As Leonard, a dissipated, name-dropping, globe-trotting terror - just to make everyone else feel especially tiny, he always has a fresh account of horrors recently witnessed in, say, Somalia - Alan Rickman makes fine use of his trademarked curled lip, sullen stare, and disapproving growl. ("Well, you're a regular Emily Dickinson," he informs one reticent student, adding, "without the charm.") He never loses his self-possession, even when being accused of plagiarism and burnout. He also has an urgent message to impart to these intellectual babes, whether they want to hear it or not. In his most riveting speech, he details the thousand-and-one humiliations of the writer's life, ranging from obscurity and failure (for obvious reasons) to success (which brings little satisfaction, along with the hatred of one's friends and the world's anticipation of one's inevitable fall). He also lays bare, in hair-curling fashion, the terrible jobs one takes to buy time for the next book, which proceeds to consume one's attention and spend one's energy. An inspired bit of casting, Rickman makes Leonard into Mephistopheles on a sabbatical from hell, with a preternatural ability to keep his charges on the emotional hook, even when they'd rather not believe a word he says.

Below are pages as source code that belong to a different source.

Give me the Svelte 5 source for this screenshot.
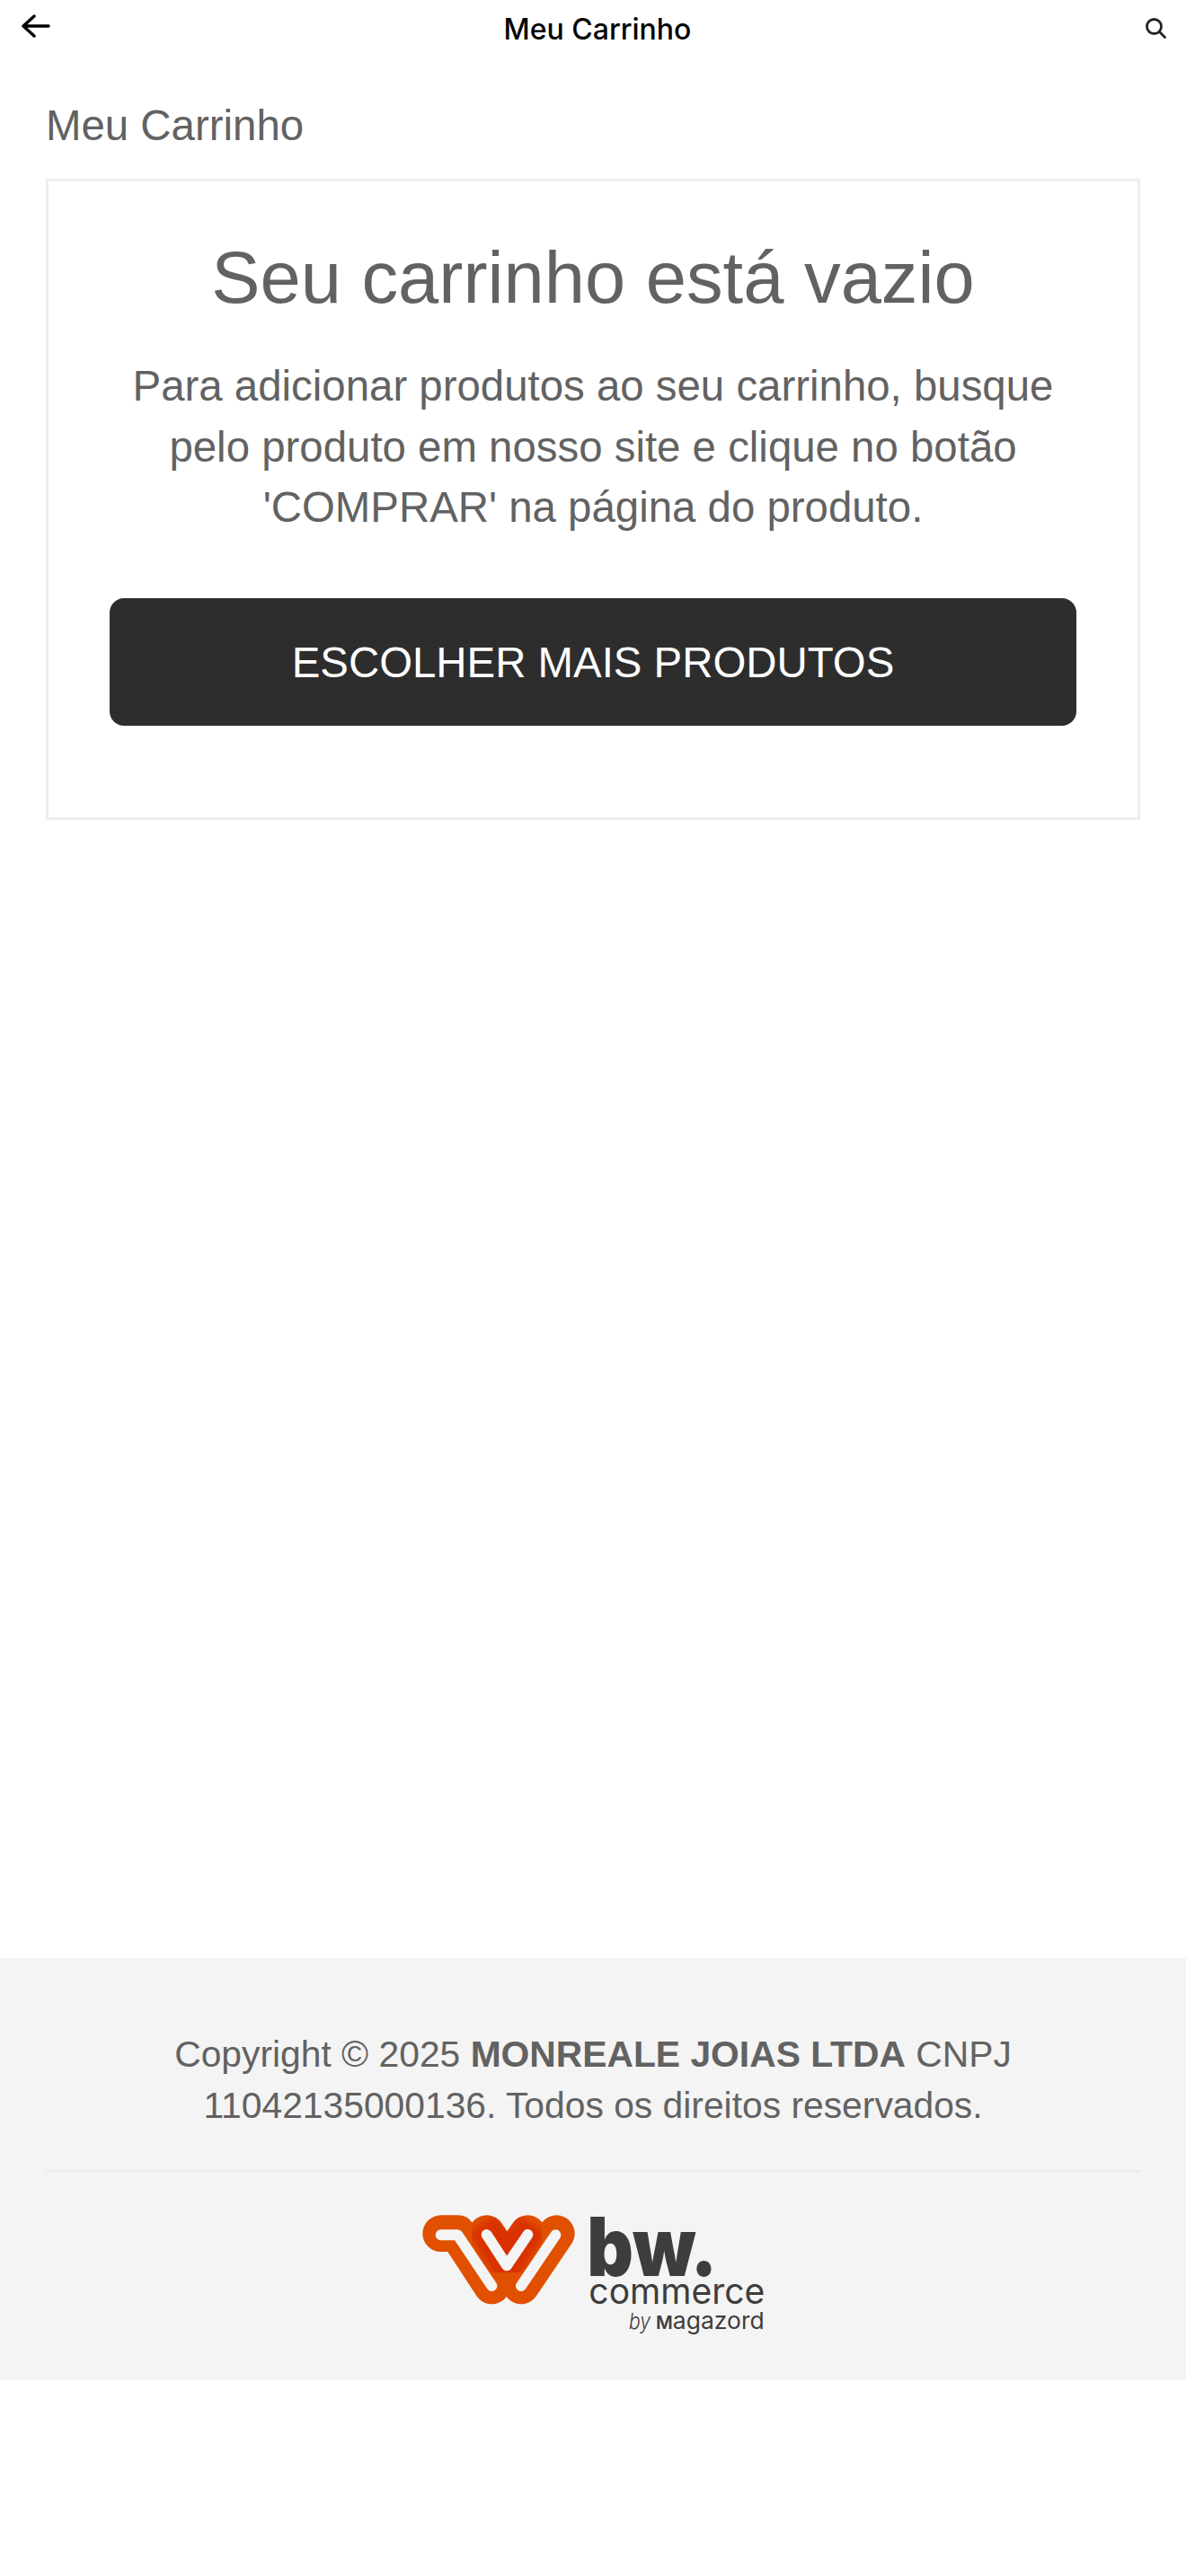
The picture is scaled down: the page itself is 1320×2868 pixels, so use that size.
<script>
  const title = 'Meu Carrinho';
</script>

<div class="page">
  <header class="topbar">
    <button class="icon-btn back" aria-label="Voltar">
      <svg width="34" height="28" viewBox="0 0 34 28" fill="none" stroke="#000" stroke-width="3.4" stroke-linecap="round" stroke-linejoin="round">
        <path d="M31 13H3M15 2 3 13l12 11" />
      </svg>
    </button>
    <span class="topbar-title">{title}</span>
    <button class="icon-btn search" aria-label="Buscar">
      <svg width="26" height="26" viewBox="0 0 26 26" fill="none" stroke="#222" stroke-width="2.8" stroke-linecap="round">
        <circle cx="10.5" cy="10.5" r="8" />
        <path d="m16.5 16.5 6 6" />
      </svg>
    </button>
  </header>

  <main class="content">
    <h2 class="page-title">{title}</h2>
    <section class="empty-box">
      <h1>Seu carrinho está vazio</h1>
      <p>Para adicionar produtos ao seu carrinho, busque pelo produto em nosso site e clique no botão 'COMPRAR' na página do produto.</p>
      <a class="cta" href="#produtos">ESCOLHER MAIS PRODUTOS</a>
    </section>
  </main>

  <footer class="footer">
    <p class="copyright">Copyright © 2025 <strong>MONREALE JOIAS LTDA</strong> CNPJ 11042135000136. Todos os direitos reservados.</p>
    <hr />
    <svg class="logo" width="440" height="170" viewBox="0 0 1320 510" role="img" aria-label="bw. commerce by Magazord">
      <defs>
        <filter id="soft" x="-20%" y="-20%" width="140%" height="140%"><feGaussianBlur stdDeviation="11" /></filter>
        <mask id="mark-shape">
          <g fill="none" stroke="#fff" stroke-width="122" stroke-linecap="round" stroke-linejoin="round">
            <path d="M152 143H208L322 318" />
            <path d="M305 143 372 245 442 143" />
            <path d="M538 143 420 318" />
          </g>
        </mask>
      </defs>
      <g mask="url(#mark-shape)">
        <rect x="60" y="50" width="580" height="360" fill="#e05000" />
        <path d="M290 110 372 245 455 110" fill="none" stroke="#d93006" stroke-width="112" stroke-linejoin="miter" filter="url(#soft)" />
      </g>
      <g fill="none" stroke="#f4f4f4" stroke-width="36" stroke-linecap="round" stroke-linejoin="round">
        <path d="M152 148H208L322 318" />
        <path d="M305 147 372 250 442 147" />
        <path d="M535 148 420 318" />
      </g>
      <text class="w-bw" x="640" y="285" textLength="435" lengthAdjust="spacingAndGlyphs">bw.</text>
      <text class="w-commerce" x="646" y="379" textLength="588" lengthAdjust="spacingAndGlyphs">commerce</text>
      <text class="w-by" x="780" y="463" textLength="72" lengthAdjust="spacingAndGlyphs">by</text>
      <text class="w-mag" x="870" y="463" textLength="362" lengthAdjust="spacingAndGlyphs"><tspan class="w-m">M</tspan>agazord</text>
    </svg>
  </footer>
</div>

<style>
  :global(body) {
    margin: 0;
    background: #fff;
  }

  .page {
    min-height: 2868px;
    font-family: "Liberation Sans", Arial, sans-serif;
    color: #626262;
  }

  .topbar {
    height: 64px;
    display: flex;
    align-items: center;
    justify-content: space-between;
    padding: 0 20px 0 22px;
    box-sizing: border-box;
    position: relative;
  }

  .icon-btn {
    border: 0;
    padding: 0;
    background: none;
    display: flex;
  }

  .back {
    margin-top: -4px;
    margin-left: 1px;
  }

  .topbar-title {
    position: absolute;
    left: 0;
    right: 0;
    text-align: center;
    padding-left: 10px;
    font-family: Inter, "Open Sans", sans-serif;
    font-size: 32px;
    font-weight: 500;
    color: #000;
  }

  .content {
    height: 2116px;
    box-sizing: border-box;
    padding: 46px 51px 0;
  }

  .page-title {
    margin: 0 0 29px;
    font-size: 47.4px;
    line-height: 60px;
    font-weight: 400;
  }

  .empty-box {
    box-sizing: border-box;
    height: 714px;
    border: 3px solid #eee;
    padding: 57px 68px 0;
    text-align: center;
  }

  h1 {
    margin: 0;
    font-size: 81.3px;
    line-height: 100px;
    font-weight: 400;
  }

  .empty-box p {
    margin: 37px 0 0;
    padding: 0 8px;
    font-size: 47.4px;
    line-height: 67.7px;
  }

  .cta {
    display: flex;
    align-items: center;
    justify-content: center;
    height: 142px;
    margin-top: 67px;
    border-radius: 16px;
    background: #2d2d2d;
    color: #fff;
    font-size: 47.4px;
    text-decoration: none;
  }

  .footer {
    height: 470px;
    box-sizing: border-box;
    background: #f4f4f4;
    padding: 79px 51px 0;
    text-align: center;
  }

  .copyright {
    margin: 0;
    font-size: 40.8px;
    line-height: 57px;
    padding: 0 60px;
  }

  hr {
    margin: 43px 0 0;
    border: 0;
    border-top: 2px solid #eaeaea;
  }

  .logo {
    display: block;
    margin: 21px auto 0;
  }

  .logo text {
    fill: #3d3d3d;
    font-family: Inter, "Open Sans", sans-serif;
  }

  .w-bw {
    font-size: 272px;
    font-weight: 900;
  }

  .w-commerce {
    font-size: 118px;
    font-weight: 400;
  }

  .w-by {
    font-size: 72px;
    font-style: italic;
    font-weight: 300;
  }

  .w-mag {
    font-size: 78px;
    font-weight: 400;
  }

  .w-m {
    font-size: 60px;
    font-weight: 600;
  }
</style>
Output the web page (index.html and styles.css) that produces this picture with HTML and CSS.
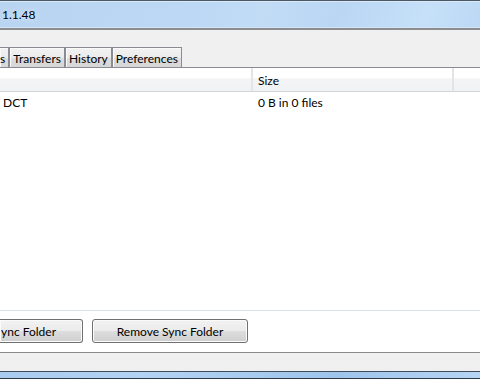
FILE: index.html
```html
<!DOCTYPE html>
<html lang="en">
<head>
    <meta charset="UTF-8">
    <meta name="viewport" content="width=device-width, initial-scale=1.0">
    <title>BitTorrent Sync</title>
    <link rel="stylesheet" href="styles.css">
</head>
<body>
    <div class="window">
        <div class="titlebar">
            <span class="title">1.1.48</span>
        </div>
        <div class="menubar"></div>

        <div class="tabs">
            <div class="tab tab-cut">s</div>
            <div class="tab">Transfers</div>
            <div class="tab">History</div>
            <div class="tab">Preferences</div>
            <div class="tab-line"></div>
        </div>

        <div class="page">
            <div class="listview">
                <div class="lv-header">
                    <div class="col col-name"></div>
                    <div class="col col-size">Size</div>
                    <div class="col col-rest"></div>
                </div>
                <div class="lv-body">
                    <div class="lv-row">
                        <div class="cell col-name">DCT</div>
                        <div class="cell col-size">0 B in 0 files</div>
                    </div>
                </div>
            </div>
            <div class="buttons">
                <button class="btn btn-cut">ync Folder</button>
                <button class="btn">Remove Sync Folder</button>
            </div>
        </div>

        <div class="statusbar"></div>
        <div class="frame-bottom"></div>
    </div>
</body>
</html>
```

FILE: styles.css
```css
body {
    margin: 0;
    padding: 0;
    font-family: Lato, "Liberation Sans", Arial, sans-serif;
    font-size: 12px;
    color: #000;
    background-color: #f0f0f0;
    overflow: hidden;
}

.window {
    width: 480px;
    height: 379px;
    display: flex;
    flex-direction: column;
}

/* title bar */
.titlebar {
    height: 27px;
    border-top: 1px solid #4b5868;
    border-bottom: 2px solid #8b8d90;
    box-shadow: inset 0 1px 0 #dbe9f7, inset 0 -1px 0 #d4e4f4;
    background: linear-gradient(110deg, #b8d4f1 0%, #bcd8f4 40%, #c2dcf6 55%, #b9d6f3 70%, #c6e0f9 88%, #bcd8f4 100%);
    display: flex;
    align-items: center;
    padding-left: 2px;
}

.title {
    text-shadow: 0 0 6px rgba(255, 255, 255, 0.9);
}

.menubar {
    height: 17px;
}

/* tabs */
.tabs {
    display: flex;
    height: 21px;
}

.tab {
    height: 19px;
    line-height: 21px;
    padding: 0 3px;
    border: 1px solid #898c95;
    box-shadow: inset 1px 1px 0 #fafafa;
    background: linear-gradient(#f2f2f2, #ebebeb 50%, #dedede 51%, #d6d6d6);
}

.tab-cut {
    border-left: none;
    padding-left: 0;
    padding-right: 3px;
}

.tab-line {
    flex: 1;
    border-bottom: 1px solid #898c95;
}

/* tab page */
.page {
    height: 284px;
    background-color: #fff;
    border-bottom: 1px solid #8a8a8a;
    display: flex;
    flex-direction: column;
}

.listview {
    height: 242px;
    border-bottom: 1px solid #d9e2ea;
    display: flex;
    flex-direction: column;
}

.lv-header {
    display: flex;
    height: 23px;
    border-bottom: 1px solid #d5d5d5;
    background: linear-gradient(#ffffff 0%, #ffffff 45%, #f3f4f6 46%, #f1f2f4 100%);
}

.col {
    height: 23px;
    line-height: 26px;
    border-right: 2px solid #e3e4e6;
}

.col-name {
    width: 248px;
    padding-left: 3px;
}

.col-size {
    width: 194px;
    padding-left: 5px;
}

.col-rest {
    flex: 1;
    border-right: none;
}

.lv-body {
    flex: 1;
}

.lv-row {
    display: flex;
    height: 20px;
    line-height: 21px;
}

.cell.col-name {
    width: 250px;
}

/* buttons */
.buttons {
    display: flex;
    gap: 10px;
    padding-top: 8px;
}

.btn {
    height: 24px;
    font-family: Lato, "Liberation Sans", Arial, sans-serif;
    font-size: 12px;
    color: #000;
    border: 1px solid #707070;
    border-radius: 3px;
    box-shadow: inset 0 0 0 1px #fbfbfb;
    background: linear-gradient(#f2f2f2, #ebebeb 50%, #dddddd 51%, #cfcfcf);
    padding: 0;
    width: 156px;
}

.btn-cut {
    width: 83px;
    border-left: none;
    border-top-left-radius: 0;
    border-bottom-left-radius: 0;
    padding-left: 1px;
    margin-right: -1px;
    text-align: left;
}

.statusbar {
    height: 18px;
}

.frame-bottom {
    height: 6px;
    border-top: 1px solid #3f4c5b;
    border-bottom: 1px solid #2e3a47;
    background: linear-gradient(100deg, #a9cbef 0%, #b3d3f3 30%, #9fc4eb 70%, #b7d5f4 100%);
}
```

If Leonard doesn't totally dominate the proceedings, it's because everyone else is having such a fine time giving as good as they get. As Kate, whose Jane Austen-inspired story - which she has labored over for six years -- incurs Leonard's most savage scorn, Lily Rabe offers a seminar of her own in high comedy technique. She's especially delightful when, her ego ravaged, she exits wearing a chic Lily Pulitzer-style dress, returning seconds later in torn denim shorts and a T-shirt, toting pounds of junk food. ("Ohio is looking pretty fucking good right now," she adds, considering the bleak future.) She also gets a big laugh when, dismissing an amorous couple from their perch on an upstage credenza, she whips out a bottle of spray cleanser and paper towels to sterilize the spot. And later, after all sorts of damage has been done, there's real heartbreak in her voice as she tells a jealous, also-ran suitor that, on the whole, people are far more complicated than he suspects.

There's also sterling work from Hamish Linklater as the most self-defeating of the students -- the most seriously devoted to writing and the most terrified of failure - who is especially ripe for Leonard's scorched-earth commentary. Jerry O'Connell, new to the theatre after years in films and television, totally nails the role of the group's leading poseur. ("I hope what I'm trying to achieve is a little more intellectually rigorous than what Kerouac was going for," he says, with a carefully practiced shrug.) Hettienne Park is delightful as a fetching young thing who, when dropping names like Frank Conroy and Tobias Wolff doesn't earn her any respect, simply bares her breasts.

David Zinn's set design is unusual in that most of the action unfolds in an attractive, but not intensively detailed, living room setting - with high white walls offset by a pink-and-orange mural - which flies out for an enormously detailed set depicting Leonard's shabby, book-filled loft apartment, complete with skylight. (There's also a nifty show curtain, a field of blue with a single white band made of up collages of words.) The first set is given a hard, bright sheen by Ben Stanton, the lighting designer; the second is infiltrated by the dimmest, yellowest illumination, as if Leonard lives in a cave, as opposed to the top floor. Zinn's costumes are a study in how contemporary casual wear can be used to illuminate character. John Gromada's sound design provides amplification for electronica-inspired incidental music and a few scene-setting effects, including the sounds of traffic.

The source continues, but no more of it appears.